Consistency over performance

  • Reputation builds through repeated quality, not occasional visibility spikes

  • Being “loud online” is less effective than being consistently reliable in work and communication

Specificity over noise

  • Broad, safe positioning blends in; specific thinking stands out

  • Owning a clear point of view or “intellectual territory” builds recall

  • Professionals remembered in hiring conversations are those with defined expertise, not general presence (Zaid)

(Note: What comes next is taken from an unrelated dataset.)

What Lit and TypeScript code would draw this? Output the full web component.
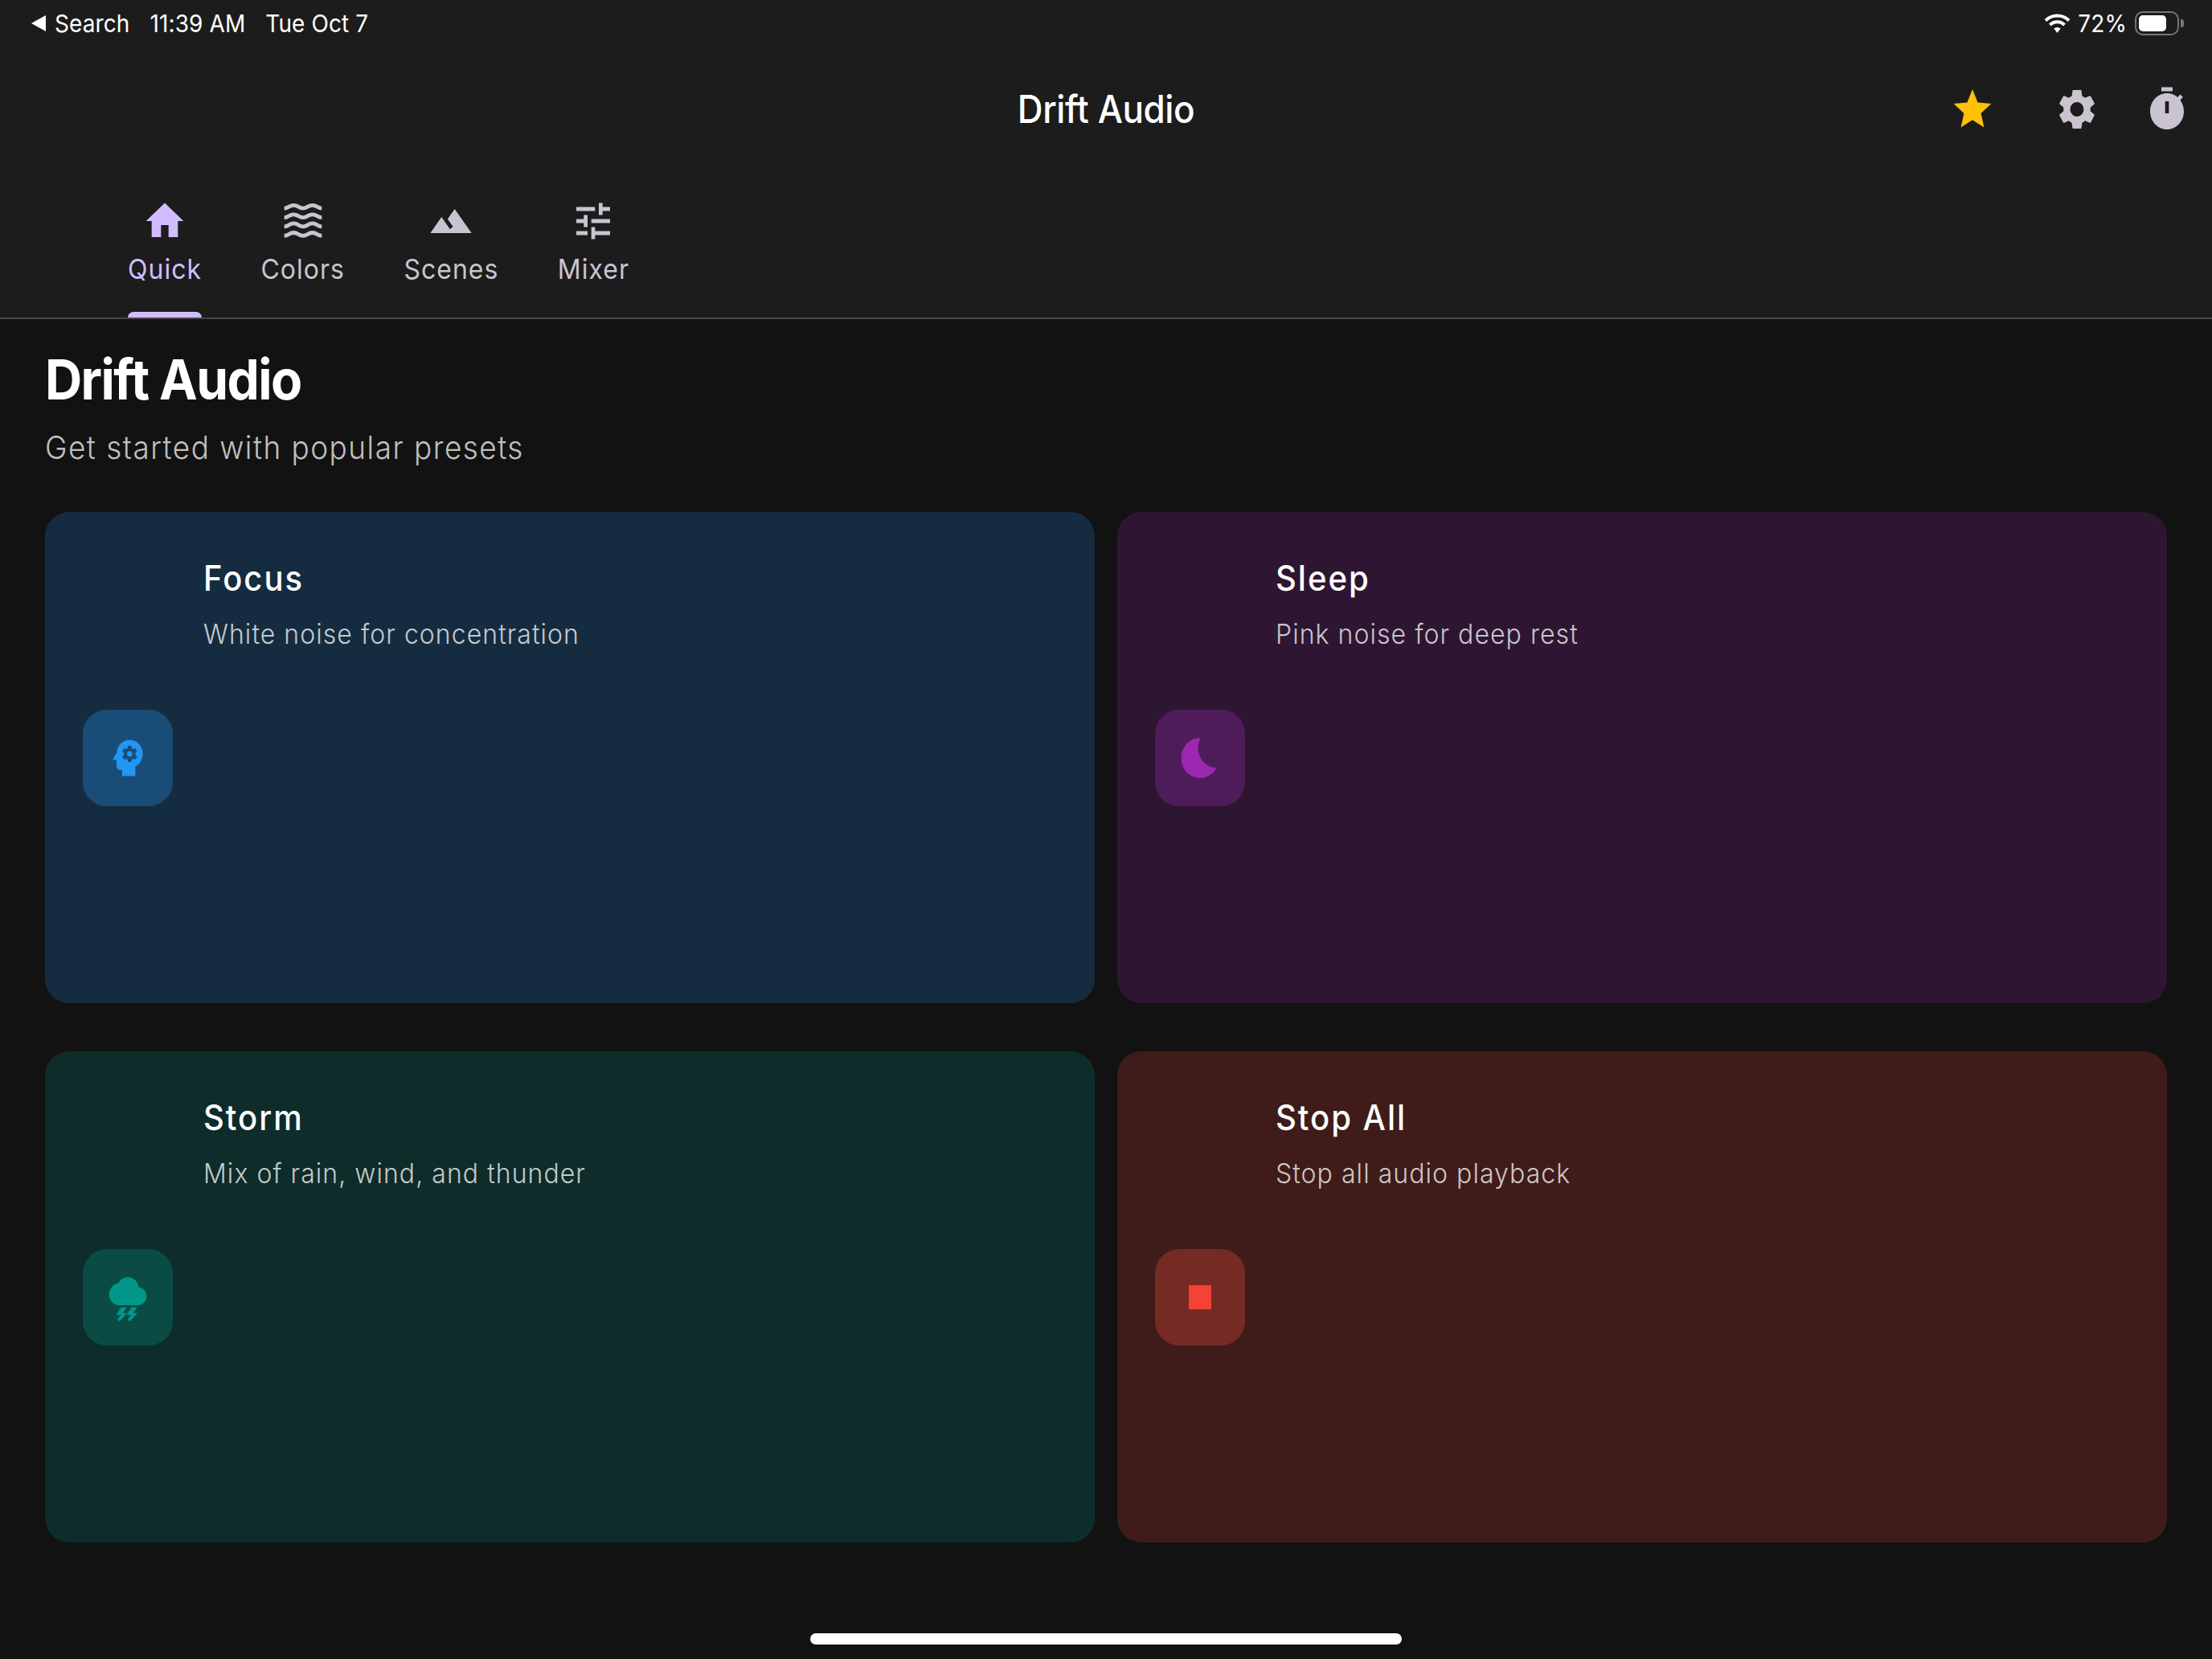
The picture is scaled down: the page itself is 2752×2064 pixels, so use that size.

Human connection over algorithmic reach

  • In-person communication still carries more weight than digital presence alone

  • How you speak, listen, and present yourself remains decisive

  • Real relationships outperform transactional networking

Selective visibility over constant activity

  • Being everywhere is not the goal; being intentional is

  • High-impact interactions matter more than high-frequency participation

  • Over-attendance and over-posting dilute professional identity

Organic traction over forced engagement

  • Success is when opportunities start arriving without chasing

  • If your presence is working, inbound messages, referrals, and collaborations increase naturally

  • Constant initiation is a sign of weak positioning, not strong reach

Signal over noise

  • High posting frequency or large follower count does not equal trust or opportunity

  • Engagement metrics can mask lack of real-world impact

  • The key test: would anything meaningful still happen if you stopped posting?